Reclaim Finance notes that the possible exemption for companies with credible transition plans aligned with a 1.5°C pathway will need to be closely monitored, in particular regarding future oil and gas expansion plans.
“If the investee company is able to demonstrate a credible transition pathway, then the asset owner will typically refrain from divestment,” says Howarth.
Scramble for green assets
If engaging with carbon-intensive companies represents one end of the climate strategy spectrum, then investment in renewable energies and green technologies is the other. USS, for example, has invested approximately £2bn in renewable energy and green technology businesses, such as wind farms, which align with the financial aims of USS.
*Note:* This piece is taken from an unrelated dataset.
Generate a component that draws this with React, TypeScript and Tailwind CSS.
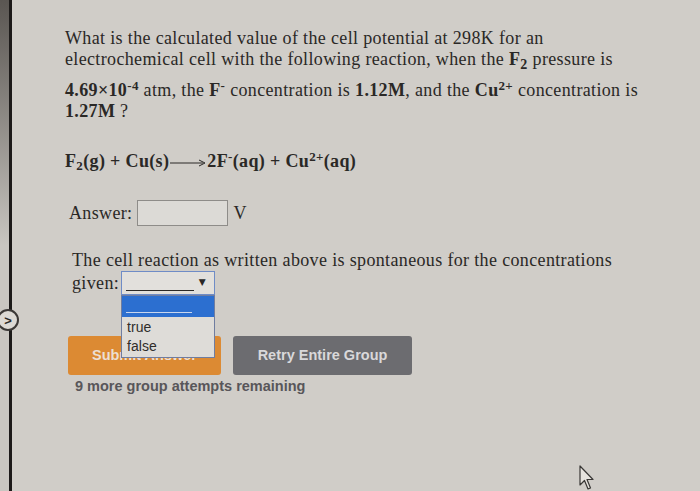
import React from 'react';

const serif = { fontFamily: '"Liberation Serif", "Times New Roman", serif' };
const sans = { fontFamily: '"Liberation Sans", Arial, sans-serif' };

function Arrow() {
  // long reaction arrow
  return (
    <svg width="36" height="10" viewBox="0 0 36 10" className="inline-block align-middle mx-[1px]">
      <line x1="0" y1="5" x2="33" y2="5" stroke="#2a2826" strokeWidth="1" />
      <path d="M29 2 L35 5 L29 8" fill="none" stroke="#2a2826" strokeWidth="1" />
    </svg>
  );
}

function Cursor() {
  return (
    <svg width="16" height="26" viewBox="0 0 16 26">
      <path d="M1 1 L1 20 L5.5 15.5 L9 24 L11.5 23 L8 14.5 L14 14.5 Z" fill="#e6e3de" stroke="#3a3836" strokeWidth="1.2" strokeLinejoin="round" />
    </svg>
  );
}

export default function App() {
  return (
    <div className="relative w-full h-[491px] overflow-hidden bg-[#d0cdc8] text-[#2a2826] flex">
      {/* left edge of the screen */}
      <div className="w-[9px] h-full bg-linear-to-b from-[#5a5652] via-[#c9c6c1] to-[#c9c6c1]" />
      <div className="w-[3px] h-full bg-[#1c1a19]" />
      <div className="absolute left-[-3px] top-[309px] w-[22px] h-[22px] rounded-full border-2 border-[#3b3836] bg-[#dcd9d4] flex items-center justify-center">
        <span className="text-[13px] font-bold leading-none text-[#2a2826]" style={sans}>&gt;</span>
      </div>

      <div className="pl-[53px] pt-[28px] text-[18px] tracking-[0.35px]" style={serif}>
        <div className="leading-[21px] whitespace-nowrap">What is the calculated value of the cell potential at 298K for an</div>
        <div className="leading-[21px] whitespace-nowrap">
          electrochemical cell with the following reaction, when the <b>F<sub className="text-[14px]">2</sub></b> pressure is
        </div>
        <div className="leading-[21px] mt-[10px] whitespace-nowrap">
          <b>4.69×10<sup className="text-[13px]">-4</sup></b> atm, the <b>F<sup className="text-[13px]">-</sup></b> concentration is <b>1.12M</b>, and the <b>Cu<sup className="text-[13px]">2+</sup></b> concentration is
        </div>
        <div className="leading-[21px] whitespace-nowrap">
          <b>1.27M</b> ?
        </div>

        <div className="leading-[21px] mt-[29px] whitespace-nowrap font-bold">
          F<sub className="text-[13px]">2</sub>(g) + Cu(s)<Arrow />2F<sup className="text-[13px]">-</sup>(aq) + Cu<sup className="text-[13px]">2+</sup>(aq)
        </div>

        <div className="mt-[28px] flex items-center h-[26px]">
          <span className="pl-[4px]">Answer:</span>
          <div className="ml-[5px] w-[91px] h-[26px] border border-[#8e8c89] bg-[#dcdad6]" />
          <span className="ml-[5px]">V</span>
        </div>

        <div className="mt-[24px] leading-[21px] pl-[7px] whitespace-nowrap">
          The cell reaction as written above is spontaneous for the concentrations
        </div>
        <div className="flex items-center h-[24px] pl-[7px]">
          <span>given:</span>
          <div className="relative ml-[2px] w-[94px] h-[24px] border border-[#6f8cc6] bg-[#e2e0dc]">
            <div className="absolute left-[4px] bottom-[3px] w-[68px] h-[1px] bg-[#2a2826]" />
            <div className="absolute right-[8px] top-[6px] text-[9px] leading-none" style={{ fontFamily: '"DejaVu Sans", sans-serif' }}>▼</div>
            {/* open list */}
            <div className="absolute left-[-1px] top-[23px] w-[94px] h-[63px] border border-[#6f7da0] bg-[#dedcd8] z-10 tracking-normal" style={sans}>
              <div className="relative h-[21px] bg-[#2c6fd0]">
                <div className="absolute left-[4px] bottom-[4px] w-[66px] h-[1px] bg-[#c9d6ee]" />
              </div>
              <div className="pl-[5px] text-[14px] leading-[19px] mt-[1px] text-[#2f2d2b]">true</div>
              <div className="pl-[5px] text-[14px] leading-[19px] text-[#2f2d2b]">false</div>
            </div>
          </div>
        </div>

        <div className="mt-[41px] flex gap-[12px] ml-[3px] tracking-normal" style={sans}>
          <div className="w-[153px] h-[39px] rounded-[3px] bg-[#dc8a33] flex items-center justify-center text-[14.5px] font-bold text-[#ecdfd2]">
            Submit Answer
          </div>
          <div className="w-[179px] h-[39px] rounded-[3px] bg-[#6c6c70] flex items-center justify-center text-[14.5px] font-bold text-[#d9d8da]">
            Retry Entire Group
          </div>
        </div>
        <div className="mt-[2px] pl-[10px] text-[14.5px] leading-[18px] font-bold text-[#58565a] tracking-normal" style={sans}>
          9 more group attempts remaining
        </div>
      </div>

      <div className="absolute left-[579px] top-[465px]">
        <Cursor />
      </div>
    </div>
  );
}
“We’re doing what we can but there’s often stiff competition,” McKeand says. “Sometimes, we even get outbid by oil companies, which are scrambling for a foothold in the green energy space.”
Most green asset opportunities exist in private markets, since only a tiny proportion of listed companies are actually green. “Over the last ten or 15 years, many businesses, including renewable energy businesses, tend to stay private for longer,” McKeand adds. “Funds such as ourselves are natural owners of such businesses, given they can be expected to provide good long-term returns but require a fair amount of initial growth capital to get them to scale.”
McKeand also notes a trend towards government support for the green energy space. The US’s Inflation Reduction Act, for example, is widely seen as a game changer in terms of stimulus for the green transition. Such incentives can help move renewable energy forward and provide the right sort of “risk-return characteristics” for private investors.